Great Bend still relied on a volunteer fire department with limited resources. But as a hub for local industry, one business with heavy equipment was known for stepping up to help when needed.
“As usual, last night when the seriousness of the fire became known, the Halliburton (Oil Well Cementing Company) trucks were rushed to the scene and held in readiness to add to the hose capacity of the volunteer fire department. As it happened, the fire department had sufficient facilities to put the fire under control and the Halliburton trucks were not needed, but it is pleasant for Great Bend citizens to know that such heavy equipment can always be counted on for help in case it is needed.”
Days later, Safeway Stores, Inc. ran notices in the Tribune stating, “Please, if you cashed a check - personal or payroll - at Safeway Stores, Inc., Friday, January 3rd, please contact Raymond Mathers, Manager at Phone 1871-R.”
By the end of the week, it was reported that steps were being taken toward reopening a Safeway Store in Great Bend as soon as possible.
Today, where the Safeway Grocery Store once stood at 1304 Kansas Ave., the Barton County Health Department now stands.
It clearly wasn’t a good week for food stores in Great Bend. By midweek, another establishment, The Midget Market, “was literally taken apart at the seams by a gas explosion...that rocked the building causing an estimated $1,600 damage, however owner Elden LeMay, the only occupant at the time, was not hurt.” It was determined the cause was a gas leak near the meat counter that sparked.

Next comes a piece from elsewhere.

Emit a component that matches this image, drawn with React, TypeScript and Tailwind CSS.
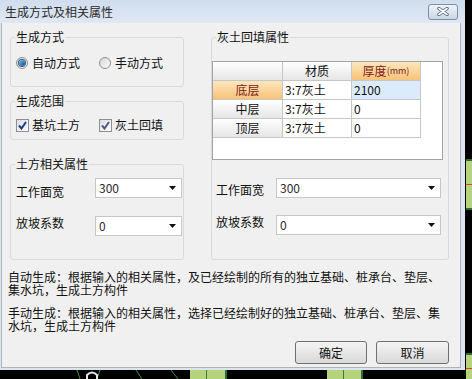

The Midget Market was located at 2617 Tenth St. (right about where 10th Street Eyecare Center is today) across the street at Corbett and Barbour Drilling Company’s office, mechanic E.H. Sheldon was looking out the window at the time.
“The building seemed to go up in the air and sort of float there ad at the same time, LeMay came flying out the front door,” he said.
The fire chief noted that $600 damage was done to the building. It would need to be rebuilt, but on the upside, the lumber had not been damaged. The other $1,000 damage had been done to LeMay’s stock, including cans and bottles thrown to the floor and display store shelves and the store left in a general “jumbled-up appearance.” Glass from the windows was shattered and blown as far as 50 feet in all directions from the building, it was noted.
The Great Bend Tribune noted it was “the third grocery casualty...in a little more than two months.”
Just for fun
With cold and ice on the way this week, here is a little article found in the 1947 Tribune that offers yet another way ice can be deadly:
Chicago (AP) - A huge icicle fell 75 feet from the roof of a Carnegie-Illinois Steel corp building yesterday and struck and killed Alva Teskey, 44, who was repairing an outside door. The icicle’s point pierced his skull and he was dead when removed to the company hospital.
Ouch! Remember to keep an eye out for dangerous icicles, and don’t forget to keep some salt or sand on hand to provide traction on slick sidewalks and drives for the next few days. Better yet, stay in if you can.